Miguel freely criticizes the Ma’amad in front of Daniel, but he is nevertheless intimidated by them. When he receives their summons to appear before the council, “he could feel the hot breath of ruin upon the back of his neck” (211). Miguel is aware that they could excommunicate him from the Jewish community, an unthinkable fate.

 

Miguel has a couple of inexplicable experiences as he goes in search of Geertruid. First, he is turned away by the owner of the coffee tavern, who “stared suspiciously at Miguel” (200). Miguel can’t understand why he is not allowed inside a public tavern, particularly one that he’s been to before.

 

Next, when he meets up with Geertruid, he sees a man come up behind Hendrick and attack him, seemingly unprovoked, although the man shouts, “I know who you are, and I’ll kill you!” (205).

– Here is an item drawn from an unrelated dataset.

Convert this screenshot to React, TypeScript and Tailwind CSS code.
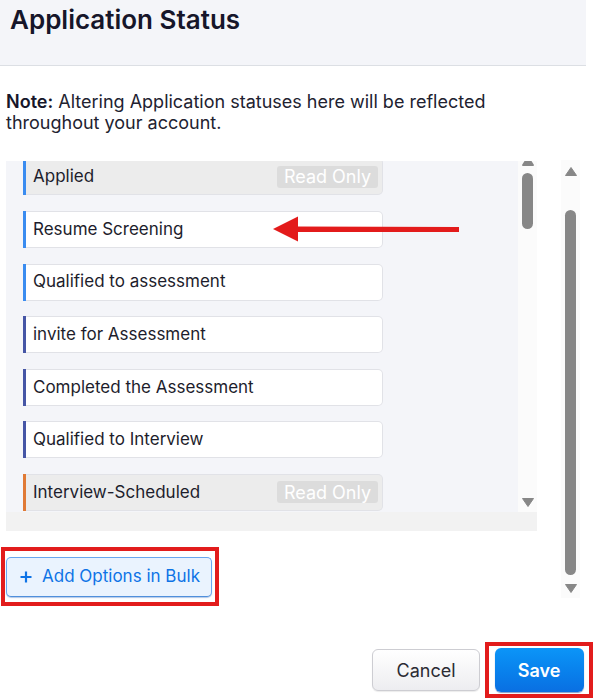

Neither Hendrick nor Geertruid appear surprised by the attack, and Miguel is further confused about the nature of their relationship and what business they are involved in when they make their frequent journeys into the country.

 

Like her husband, Clara’s fall from economic security is symbolized by her clothing, as she is “dressed in stained and loose clothes […] her neck linen was torn and stained yellow” (21). The one nice item she wears—a new cap—is incongruous, and Miguel wonders if she has been reduced to prostitution.

From Clara, Miguel learns that Joachim is at the Rasphuis. Though their flirtation is innocent, Miguel leaves “with the confident stride of a man who could have taken a woman but chose not to” (220). He feels less intimidated by Joachim’s threats knowing that he could sleep with Joachim’s wife in the future, if he chooses.